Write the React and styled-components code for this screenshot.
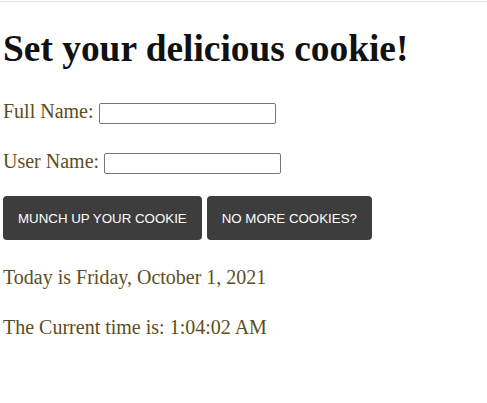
import React, { useState } from 'react';
import styled, { createGlobalStyle } from 'styled-components';

const GlobalStyle = createGlobalStyle`
  body {
    margin: 0;
    background: #ffffff;
    font-family: "Liberation Serif", "Times New Roman", serif;
  }
`;

const TopRule = styled.div`
  height: 1px;
  margin-top: 1px;
  background-color: #e2e2e2;
`;

const Page = styled.div`
  display: flex;
  flex-direction: column;
  gap: 20px;
  padding: 0 0 0 3px;
  color: #5c4e21;
`;

const Title = styled.h1`
  margin: 25px 0 5px 0;
  font-size: 37.4px;
  line-height: 44px;
  font-weight: bold;
  color: #111111;
`;

const Row = styled.p`
  margin: 0;
  font-size: 20px;
  line-height: 30px;
`;

const TextInput = styled.input.attrs({ type: 'text' })`
  box-sizing: border-box;
  width: 177px;
  height: 21px;
  margin: 0;
  padding: 1px 2px;
  border: 1px solid #767676;
  border-radius: 2px;
  font-family: "Liberation Sans", Arial, sans-serif;
  font-size: 13px;
  vertical-align: baseline;
`;

const ButtonRow = styled.div`
  display: flex;
  gap: 5px;
  margin-bottom: 2px;
`;

const CookieBtn = styled.button`
  height: 44px;
  padding: 0 15px;
  border: none;
  border-radius: 4px;
  background-color: #3d3d3d;
  color: #ffffff;
  font-family: "Liberation Sans", Arial, sans-serif;
  font-size: 13.3px;
  text-transform: uppercase;
  cursor: pointer;
`;

const App = () => {
  const [fullName, setFullName] = useState('');
  const [userName, setUserName] = useState('');

  return (
    <>
      <GlobalStyle />
      <TopRule />
      <Page>
        <Title>Set your delicious cookie!</Title>
        <Row>
          Full Name: <TextInput value={fullName} onChange={(e) => setFullName(e.target.value)} />
        </Row>
        <Row>
          User Name: <TextInput value={userName} onChange={(e) => setUserName(e.target.value)} />
        </Row>
        <ButtonRow>
          <CookieBtn>Munch up your cookie</CookieBtn>
          <CookieBtn>No more cookies?</CookieBtn>
        </ButtonRow>
        <Row>Today is Friday, October 1, 2021</Row>
        <Row>The Current time is: 1:04:02 AM</Row>
      </Page>
    </>
  );
};

export default App;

__Set task__
Transcribe the material exactly, leaving every picture out.

__Correct answer__
Write the React and styled-components code for this screenshot.
import React, { useState } from 'react';
import styled, { createGlobalStyle } from 'styled-components';

const GlobalStyle = createGlobalStyle`
  body {
    margin: 0;
    background: #ffffff;
    font-family: "Liberation Serif", "Times New Roman", serif;
  }
`;

const TopRule = styled.div`
  height: 1px;
  margin-top: 1px;
  background-color: #e2e2e2;
`;

const Page = styled.div`
  display: flex;
  flex-direction: column;
  gap: 20px;
  padding: 0 0 0 3px;
  color: #5c4e21;
`;

const Title = styled.h1`
  margin: 25px 0 5px 0;
  font-size: 37.4px;
  line-height: 44px;
  font-weight: bold;
  color: #111111;
`;

const Row = styled.p`
  margin: 0;
  font-size: 20px;
  line-height: 30px;
`;

const TextInput = styled.input.attrs({ type: 'text' })`
  box-sizing: border-box;
  width: 177px;
  height: 21px;
  margin: 0;
  padding: 1px 2px;
  border: 1px solid #767676;
  border-radius: 2px;
  font-family: "Liberation Sans", Arial, sans-serif;
  font-size: 13px;
  vertical-align: baseline;
`;

const ButtonRow = styled.div`
  display: flex;
  gap: 5px;
  margin-bottom: 2px;
`;

const CookieBtn = styled.button`
  height: 44px;
  padding: 0 15px;
  border: none;
  border-radius: 4px;
  background-color: #3d3d3d;
  color: #ffffff;
  font-family: "Liberation Sans", Arial, sans-serif;
  font-size: 13.3px;
  text-transform: uppercase;
  cursor: pointer;
`;

const App = () => {
  const [fullName, setFullName] = useState('');
  const [userName, setUserName] = useState('');

  return (
    <>
      <GlobalStyle />
      <TopRule />
      <Page>
        <Title>Set your delicious cookie!</Title>
        <Row>
          Full Name: <TextInput value={fullName} onChange={(e) => setFullName(e.target.value)} />
        </Row>
        <Row>
          User Name: <TextInput value={userName} onChange={(e) => setUserName(e.target.value)} />
        </Row>
        <ButtonRow>
          <CookieBtn>Munch up your cookie</CookieBtn>
          <CookieBtn>No more cookies?</CookieBtn>
        </ButtonRow>
        <Row>Today is Friday, October 1, 2021</Row>
        <Row>The Current time is: 1:04:02 AM</Row>
      </Page>
    </>
  );
};

export default App;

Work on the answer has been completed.